A título de ilustração, a experiência japonesa no
trato com fenômenos naturais de grande envergadura pode ser um estímulo para
vencermos dificuldades geometricamente menores do que as enfrentadas naquele
país.
O Japão é provavelmente um dos países mais
ricos e desenvolvidos do mundo. Sua população tem acesso à melhor educação, a
um eficiente sistema de saúde e onde investimentos em tecnologias avançadas são
feitos. Assolado por terremotos, tufões e tsunamis, o Japão utiliza sua
impressionante tecnologia para se proteger dos efeitos arrasadores dos
fenômenos naturais. A intensa urbanização de Tóquio se assemelha à de São Paulo
e a de centenas de cidades brasileiras.
Anualmente, uns 25 tufões assolam o
território japonês. Desses, dois ou três atingem Tóquio em cheio, com chuvas
fortíssimas durante várias horas ou até um dia inteiro. Mas nem por isso
ocorrem enchentes ou alagamentos na cidade.
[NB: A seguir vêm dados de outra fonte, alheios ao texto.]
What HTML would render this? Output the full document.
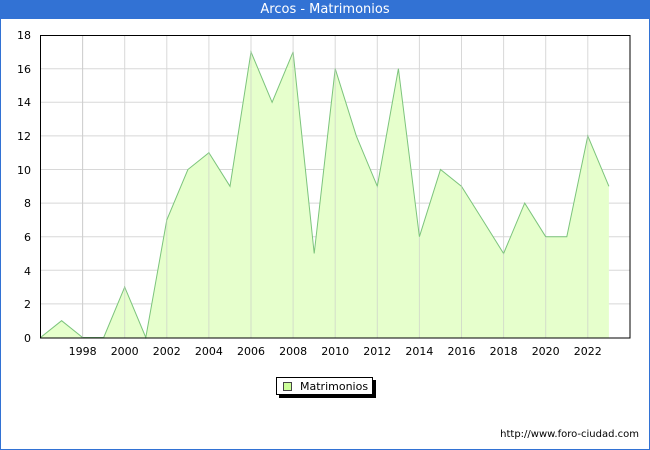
<!DOCTYPE html>
<html><head><style>
html,body{margin:0;padding:0;background:#fff;}
body{width:650px;height:450px;position:relative;overflow:hidden;font-family:"DejaVu Sans","Liberation Sans",sans-serif;}
.frame{position:absolute;left:0;top:0;width:648px;height:448px;border:1px solid #3272d4;}
.title{position:absolute;left:0;top:0;width:650px;height:19px;background:#3272d4;color:#fff;font-size:13px;text-align:center;line-height:20px;}
</style></head><body>
<div class="frame"></div>
<div class="title">Arcos - Matrimonios</div>
<svg width="650" height="450" style="position:absolute;left:0;top:0" font-family="DejaVu Sans, Liberation Sans, sans-serif" font-size="11">
<g stroke="#d8d8d8" stroke-width="1">
<line x1="40" x2="630" y1="303.9" y2="303.9"/><line x1="40" x2="630" y1="270.3" y2="270.3"/>
<line x1="40" x2="630" y1="236.7" y2="236.7"/><line x1="40" x2="630" y1="203.1" y2="203.1"/>
<line x1="40" x2="630" y1="169.5" y2="169.5"/><line x1="40" x2="630" y1="135.9" y2="135.9"/>
<line x1="40" x2="630" y1="102.3" y2="102.3"/><line x1="40" x2="630" y1="68.7" y2="68.7"/>
<line x1="82.6" x2="82.6" y1="35" y2="338"/><line x1="124.7" x2="124.7" y1="35" y2="338"/>
<line x1="166.8" x2="166.8" y1="35" y2="338"/><line x1="208.9" x2="208.9" y1="35" y2="338"/>
<line x1="251" x2="251" y1="35" y2="338"/><line x1="293.1" x2="293.1" y1="35" y2="338"/>
<line x1="335.2" x2="335.2" y1="35" y2="338"/><line x1="377.3" x2="377.3" y1="35" y2="338"/>
<line x1="419.4" x2="419.4" y1="35" y2="338"/><line x1="461.5" x2="461.5" y1="35" y2="338"/>
<line x1="503.6" x2="503.6" y1="35" y2="338"/><line x1="545.7" x2="545.7" y1="35" y2="338"/>
<line x1="587.8" x2="587.8" y1="35" y2="338"/>
</g>
<polygon fill="#e6ffcc" stroke="none" points="40.5,337.5 61.6,320.7 82.6,337.5 103.7,337.5 124.7,287.1 145.8,337.5 166.8,219.9 187.9,169.5 208.9,152.7 230,186.3 251,51.9 272.1,102.3 293.1,51.9 314.2,253.5 335.2,68.7 356.3,135.9 377.3,186.3 398.4,68.7 419.4,236.7 440.5,169.5 461.5,186.3 482.6,219.9 503.6,253.5 524.7,203.1 545.7,236.7 566.8,236.7 587.8,135.9 608.9,186.3 608.9,337.5"/>
<polyline fill="none" stroke="#7cc47c" stroke-width="1" points="40.5,337.5 61.6,320.7 82.6,337.5 103.7,337.5 124.7,287.1 145.8,337.5 166.8,219.9 187.9,169.5 208.9,152.7 230,186.3 251,51.9 272.1,102.3 293.1,51.9 314.2,253.5 335.2,68.7 356.3,135.9 377.3,186.3 398.4,68.7 419.4,236.7 440.5,169.5 461.5,186.3 482.6,219.9 503.6,253.5 524.7,203.1 545.7,236.7 566.8,236.7 587.8,135.9 608.9,186.3"/>
<g stroke="#c8c8c8" stroke-width="1" opacity="0.6">
<line x1="82.6" x2="82.6" y1="35" y2="338"/><line x1="124.7" x2="124.7" y1="287" y2="338"/>
<line x1="166.8" x2="166.8" y1="220" y2="338"/><line x1="208.9" x2="208.9" y1="153" y2="338"/>
<line x1="251" x2="251" y1="52" y2="338"/><line x1="293.1" x2="293.1" y1="52" y2="338"/>
<line x1="335.2" x2="335.2" y1="69" y2="338"/><line x1="377.3" x2="377.3" y1="186" y2="338"/>
<line x1="419.4" x2="419.4" y1="237" y2="338"/><line x1="461.5" x2="461.5" y1="186" y2="338"/>
<line x1="503.6" x2="503.6" y1="253" y2="338"/><line x1="545.7" x2="545.7" y1="237" y2="338"/>
<line x1="587.8" x2="587.8" y1="136" y2="338"/>
</g>
<rect x="40.5" y="35.5" width="589.5" height="302.5" fill="none" stroke="#000" stroke-width="1"/>
<g fill="#000" text-anchor="end">
<text x="31" y="342">0</text><text x="31" y="308">2</text><text x="31" y="275">4</text>
<text x="31" y="241">6</text><text x="31" y="207">8</text><text x="31" y="174">10</text>
<text x="31" y="140">12</text><text x="31" y="106">14</text><text x="31" y="73">16</text>
<text x="31" y="39">18</text>
</g>
<g fill="#000" text-anchor="middle">
<text x="82.6" y="355">1998</text><text x="124.7" y="355">2000</text><text x="166.8" y="355">2002</text>
<text x="208.9" y="355">2004</text><text x="251" y="355">2006</text><text x="293.1" y="355">2008</text>
<text x="335.2" y="355">2010</text><text x="377.3" y="355">2012</text><text x="419.4" y="355">2014</text>
<text x="461.5" y="355">2016</text><text x="503.6" y="355">2018</text><text x="545.7" y="355">2020</text>
<text x="587.8" y="355">2022</text>
</g>
<rect x="279" y="380" width="97" height="18" fill="#000"/>
<rect x="276.5" y="377.5" width="96" height="17" fill="#fff" stroke="#000" stroke-width="1"/>
<rect x="283.5" y="382.5" width="8" height="8" fill="#ccff99" stroke="#444" stroke-width="1"/>
<text x="300" y="390" fill="#000">Matrimonios</text>
<text x="639" y="437" fill="#000" font-size="10" text-anchor="end">http://www.foro-ciudad.com</text>
</svg>
</body></html>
Observem-se os subterrâneos construídos para entender porque
Tóquio não se alaga. (Informações
disponíveis na Internet. Blog de Carol Daemon)
O subsolo de Tóquio alberga uma fantástica infraestrutura cujo aspecto se assemelha ao cenário de um jogo de computador ou a um templo de uma civilização remota. Cinco poços de 32m de diâmetro por 65m de profundidade, interligados por 64 km de túneis, formam um colossal sistema de drenagem de águas pluviais destinado a impedir a inundação da cidade durante a época das chuvas.
A dimensão
deste complexo subterrâneo desafia toda a imaginação. É uma obra de engenharia
sofisticadíssima realizada em betão, situada 50m abaixo do solo, fato
extraordinário num país constantemente sujeito a abalos sísmicos e onde quase
todas as infraestruturas são aéreas. A sua função é não apenas acumular as
águas pluviais como também evacuá-las em direção a um rio, caso seja
necessário. Para isso, dispõe de 14.000 HP de turbinas capazes de bombear para
o exterior cerca de 200 mil litros de água por segundo.